What’s the Takeaway for B2B Companies?

As your B2B buyer’s journey keeps changing—and your ability to track and analyze it keeps evolving—you need to work smarter to optimize your marketing efforts and maximize your ROI. Here are a few good starting points.

  • Aim for consistency and cohesiveness. Given that your B2B buyer’s experience will include multiple touchpoints across various channels—sometimes over a period of years—it’s critical to present consistent messaging through an integrated approach that spans marketing and sales. Regardless of the route they take, what your buyers see online and what they experience when they speak with your team needs to match up 100%. The experience should be cohesive and seamless, from awareness through contract signing.
  • Stay authentic. Some companies are using AI to fast-track their content development for efficiency’s sake. But the highest performing content offers a unique point-of-view through an original voice. You won’t move buyers to act by simply asking ChatGPT for fodder and editing it into a generic blog. Marketri recently rolled out a video campaign for a professional services client, showcasing the expertise of their highly qualified engineers in a way that was much more powerful than a vanilla blog. Jointly-authored articles and collaborative campaigns with partners can also boost credibility and authenticity.
  • Accept that it’s gray. Just because your B2B buyer CAN do all their research online doesn’t mean they WILL. Some are skeptical about online content, even if it comes from a reputable vendor. They might look to a trusted peer for a referral or ask to talk with a sales rep earlier in their journey than you’d expect in this digital age. Be prepared to meet them where they are.

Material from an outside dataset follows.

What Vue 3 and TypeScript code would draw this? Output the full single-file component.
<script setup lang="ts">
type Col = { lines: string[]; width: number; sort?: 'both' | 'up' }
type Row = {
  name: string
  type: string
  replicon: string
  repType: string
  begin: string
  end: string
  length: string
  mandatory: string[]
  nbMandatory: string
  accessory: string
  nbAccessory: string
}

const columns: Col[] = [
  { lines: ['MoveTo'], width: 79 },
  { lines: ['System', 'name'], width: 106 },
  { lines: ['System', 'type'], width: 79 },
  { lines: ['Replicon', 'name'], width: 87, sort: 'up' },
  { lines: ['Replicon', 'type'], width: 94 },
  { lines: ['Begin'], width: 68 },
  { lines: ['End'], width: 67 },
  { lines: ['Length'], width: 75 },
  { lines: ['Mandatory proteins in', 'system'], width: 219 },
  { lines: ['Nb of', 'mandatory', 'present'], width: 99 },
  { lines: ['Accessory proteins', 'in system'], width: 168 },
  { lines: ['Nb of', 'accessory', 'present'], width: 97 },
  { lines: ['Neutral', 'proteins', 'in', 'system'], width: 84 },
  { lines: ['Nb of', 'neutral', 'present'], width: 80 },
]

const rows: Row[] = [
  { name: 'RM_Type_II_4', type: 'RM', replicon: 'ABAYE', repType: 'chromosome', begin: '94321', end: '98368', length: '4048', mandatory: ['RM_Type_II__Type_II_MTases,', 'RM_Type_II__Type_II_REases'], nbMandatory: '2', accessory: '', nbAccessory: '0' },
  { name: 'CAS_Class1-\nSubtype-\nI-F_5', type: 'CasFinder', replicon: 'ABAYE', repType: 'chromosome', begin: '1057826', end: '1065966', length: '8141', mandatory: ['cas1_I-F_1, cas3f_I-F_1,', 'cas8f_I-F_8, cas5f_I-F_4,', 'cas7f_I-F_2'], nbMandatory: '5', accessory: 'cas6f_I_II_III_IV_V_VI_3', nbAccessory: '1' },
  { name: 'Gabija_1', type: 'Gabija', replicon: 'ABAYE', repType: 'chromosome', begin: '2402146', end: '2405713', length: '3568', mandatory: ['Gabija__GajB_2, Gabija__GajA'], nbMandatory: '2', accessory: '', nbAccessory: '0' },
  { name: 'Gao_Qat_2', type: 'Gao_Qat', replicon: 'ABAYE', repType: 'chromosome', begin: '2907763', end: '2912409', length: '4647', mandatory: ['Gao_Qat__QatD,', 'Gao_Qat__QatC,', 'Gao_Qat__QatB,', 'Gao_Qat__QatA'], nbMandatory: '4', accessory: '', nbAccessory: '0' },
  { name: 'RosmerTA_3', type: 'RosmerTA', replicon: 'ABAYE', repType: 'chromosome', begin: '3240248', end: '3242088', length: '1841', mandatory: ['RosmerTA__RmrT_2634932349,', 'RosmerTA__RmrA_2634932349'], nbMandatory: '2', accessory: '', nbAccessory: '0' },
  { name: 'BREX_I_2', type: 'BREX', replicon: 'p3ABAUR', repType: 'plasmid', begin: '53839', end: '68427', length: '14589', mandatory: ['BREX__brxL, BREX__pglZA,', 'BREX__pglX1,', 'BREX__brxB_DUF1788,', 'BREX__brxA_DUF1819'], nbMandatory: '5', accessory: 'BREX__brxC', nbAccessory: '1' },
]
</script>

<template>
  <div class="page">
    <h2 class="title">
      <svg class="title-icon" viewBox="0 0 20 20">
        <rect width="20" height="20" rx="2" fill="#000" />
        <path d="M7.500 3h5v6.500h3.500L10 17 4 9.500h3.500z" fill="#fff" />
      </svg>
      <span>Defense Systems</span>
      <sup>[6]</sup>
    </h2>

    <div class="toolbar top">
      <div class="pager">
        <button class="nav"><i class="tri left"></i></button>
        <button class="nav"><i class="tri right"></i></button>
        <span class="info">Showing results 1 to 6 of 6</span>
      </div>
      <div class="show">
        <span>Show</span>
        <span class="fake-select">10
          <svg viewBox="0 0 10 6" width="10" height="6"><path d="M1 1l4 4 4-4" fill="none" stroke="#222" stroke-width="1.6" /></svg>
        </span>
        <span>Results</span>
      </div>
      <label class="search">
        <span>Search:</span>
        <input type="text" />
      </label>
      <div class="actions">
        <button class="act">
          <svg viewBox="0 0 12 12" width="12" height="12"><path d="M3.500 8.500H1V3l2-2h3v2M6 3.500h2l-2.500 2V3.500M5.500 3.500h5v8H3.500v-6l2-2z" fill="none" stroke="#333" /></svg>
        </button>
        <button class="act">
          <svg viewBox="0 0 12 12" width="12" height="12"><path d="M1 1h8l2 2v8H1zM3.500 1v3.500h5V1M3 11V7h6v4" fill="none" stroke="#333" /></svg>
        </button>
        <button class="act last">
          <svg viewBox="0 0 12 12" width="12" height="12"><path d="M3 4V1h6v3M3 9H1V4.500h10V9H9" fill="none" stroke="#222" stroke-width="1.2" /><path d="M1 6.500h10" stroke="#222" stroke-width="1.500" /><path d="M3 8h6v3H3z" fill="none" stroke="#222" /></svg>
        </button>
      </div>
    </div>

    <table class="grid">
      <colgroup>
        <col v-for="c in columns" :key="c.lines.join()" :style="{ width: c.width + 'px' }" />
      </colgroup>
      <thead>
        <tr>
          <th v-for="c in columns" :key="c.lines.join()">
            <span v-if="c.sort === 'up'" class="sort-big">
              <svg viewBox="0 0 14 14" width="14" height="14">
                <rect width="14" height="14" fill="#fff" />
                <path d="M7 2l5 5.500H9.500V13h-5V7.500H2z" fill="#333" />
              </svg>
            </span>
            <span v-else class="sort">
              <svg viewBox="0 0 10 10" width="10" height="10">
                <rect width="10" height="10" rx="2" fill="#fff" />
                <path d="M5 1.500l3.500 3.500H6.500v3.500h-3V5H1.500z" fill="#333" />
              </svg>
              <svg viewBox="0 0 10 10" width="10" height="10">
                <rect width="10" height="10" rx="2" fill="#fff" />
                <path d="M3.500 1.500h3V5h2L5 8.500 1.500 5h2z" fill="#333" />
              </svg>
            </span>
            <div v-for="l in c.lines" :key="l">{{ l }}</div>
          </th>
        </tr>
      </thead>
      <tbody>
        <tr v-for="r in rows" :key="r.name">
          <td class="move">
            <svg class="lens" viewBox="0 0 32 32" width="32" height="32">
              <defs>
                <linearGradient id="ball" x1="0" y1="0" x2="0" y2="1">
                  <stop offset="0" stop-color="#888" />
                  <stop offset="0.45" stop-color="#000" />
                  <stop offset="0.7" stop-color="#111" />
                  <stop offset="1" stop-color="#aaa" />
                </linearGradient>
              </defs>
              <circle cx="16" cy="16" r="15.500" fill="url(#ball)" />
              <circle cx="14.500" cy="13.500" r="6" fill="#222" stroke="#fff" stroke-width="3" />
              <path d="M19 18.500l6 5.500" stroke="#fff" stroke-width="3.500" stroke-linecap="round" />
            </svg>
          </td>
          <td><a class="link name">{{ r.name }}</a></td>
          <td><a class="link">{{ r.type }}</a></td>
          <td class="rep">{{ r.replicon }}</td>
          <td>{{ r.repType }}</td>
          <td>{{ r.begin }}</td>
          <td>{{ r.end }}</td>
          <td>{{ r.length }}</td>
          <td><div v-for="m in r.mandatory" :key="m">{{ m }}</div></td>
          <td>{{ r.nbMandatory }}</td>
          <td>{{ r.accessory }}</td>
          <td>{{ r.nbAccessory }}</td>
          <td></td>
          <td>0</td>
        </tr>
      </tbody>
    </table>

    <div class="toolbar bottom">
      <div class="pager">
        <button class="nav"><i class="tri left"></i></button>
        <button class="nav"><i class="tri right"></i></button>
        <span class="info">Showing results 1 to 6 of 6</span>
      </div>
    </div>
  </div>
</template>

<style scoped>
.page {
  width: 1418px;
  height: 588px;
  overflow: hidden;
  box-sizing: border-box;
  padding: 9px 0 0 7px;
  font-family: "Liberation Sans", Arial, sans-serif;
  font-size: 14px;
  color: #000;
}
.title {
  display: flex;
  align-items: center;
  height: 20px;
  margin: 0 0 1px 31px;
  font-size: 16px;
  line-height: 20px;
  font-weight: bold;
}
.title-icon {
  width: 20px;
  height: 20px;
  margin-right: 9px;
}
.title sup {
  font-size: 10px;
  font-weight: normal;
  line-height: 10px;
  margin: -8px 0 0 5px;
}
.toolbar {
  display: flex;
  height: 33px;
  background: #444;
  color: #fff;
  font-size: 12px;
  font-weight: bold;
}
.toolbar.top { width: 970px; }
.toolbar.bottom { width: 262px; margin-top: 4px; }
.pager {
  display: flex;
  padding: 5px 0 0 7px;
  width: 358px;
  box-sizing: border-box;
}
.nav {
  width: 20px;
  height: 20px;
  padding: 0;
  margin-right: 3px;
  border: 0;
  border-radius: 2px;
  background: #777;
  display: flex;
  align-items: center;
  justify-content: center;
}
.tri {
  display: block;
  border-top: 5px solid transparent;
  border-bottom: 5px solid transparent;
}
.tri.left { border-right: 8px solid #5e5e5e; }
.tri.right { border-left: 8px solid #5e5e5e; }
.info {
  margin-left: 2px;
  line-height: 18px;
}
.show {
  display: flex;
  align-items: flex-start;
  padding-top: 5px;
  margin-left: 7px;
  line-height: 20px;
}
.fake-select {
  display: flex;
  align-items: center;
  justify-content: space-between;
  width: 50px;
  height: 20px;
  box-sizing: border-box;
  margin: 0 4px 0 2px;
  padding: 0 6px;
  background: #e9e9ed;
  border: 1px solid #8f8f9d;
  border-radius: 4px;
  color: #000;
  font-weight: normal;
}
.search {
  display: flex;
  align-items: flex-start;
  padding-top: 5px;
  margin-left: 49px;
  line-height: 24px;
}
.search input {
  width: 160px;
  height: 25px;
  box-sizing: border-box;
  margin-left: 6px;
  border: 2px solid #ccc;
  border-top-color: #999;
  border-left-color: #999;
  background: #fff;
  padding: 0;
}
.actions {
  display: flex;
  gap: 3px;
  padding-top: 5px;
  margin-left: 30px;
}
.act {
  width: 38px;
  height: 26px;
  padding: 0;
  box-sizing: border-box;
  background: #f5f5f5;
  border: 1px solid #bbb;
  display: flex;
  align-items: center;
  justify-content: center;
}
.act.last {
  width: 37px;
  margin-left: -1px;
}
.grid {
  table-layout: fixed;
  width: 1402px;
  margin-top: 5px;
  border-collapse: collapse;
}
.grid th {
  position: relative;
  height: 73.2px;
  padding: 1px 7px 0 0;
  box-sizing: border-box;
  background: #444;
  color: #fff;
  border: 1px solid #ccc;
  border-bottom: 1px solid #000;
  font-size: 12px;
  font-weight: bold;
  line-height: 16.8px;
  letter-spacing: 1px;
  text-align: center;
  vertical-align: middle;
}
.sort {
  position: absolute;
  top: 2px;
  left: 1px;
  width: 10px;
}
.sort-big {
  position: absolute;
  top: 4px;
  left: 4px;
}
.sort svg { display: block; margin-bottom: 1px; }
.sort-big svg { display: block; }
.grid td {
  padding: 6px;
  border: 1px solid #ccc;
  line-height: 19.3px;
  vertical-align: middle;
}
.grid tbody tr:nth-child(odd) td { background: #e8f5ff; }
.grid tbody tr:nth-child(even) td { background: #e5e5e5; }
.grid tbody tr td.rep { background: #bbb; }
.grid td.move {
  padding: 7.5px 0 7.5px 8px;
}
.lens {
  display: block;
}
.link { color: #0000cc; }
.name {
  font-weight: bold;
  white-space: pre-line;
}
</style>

  • Choose a marketing partner that’s staying ahead of the curve. Digital marketing is nuanced, complex, and changing at breakneck speed. Your strategic marketing partner should be keeping up with emerging technologies like generative AI, voice-enabled search, generative search platforms like Google’s Search Generative Experience, and augmented reality. And they should be staying current on how search engine algorithms are evolving, so they can keep your business visible and ranking well.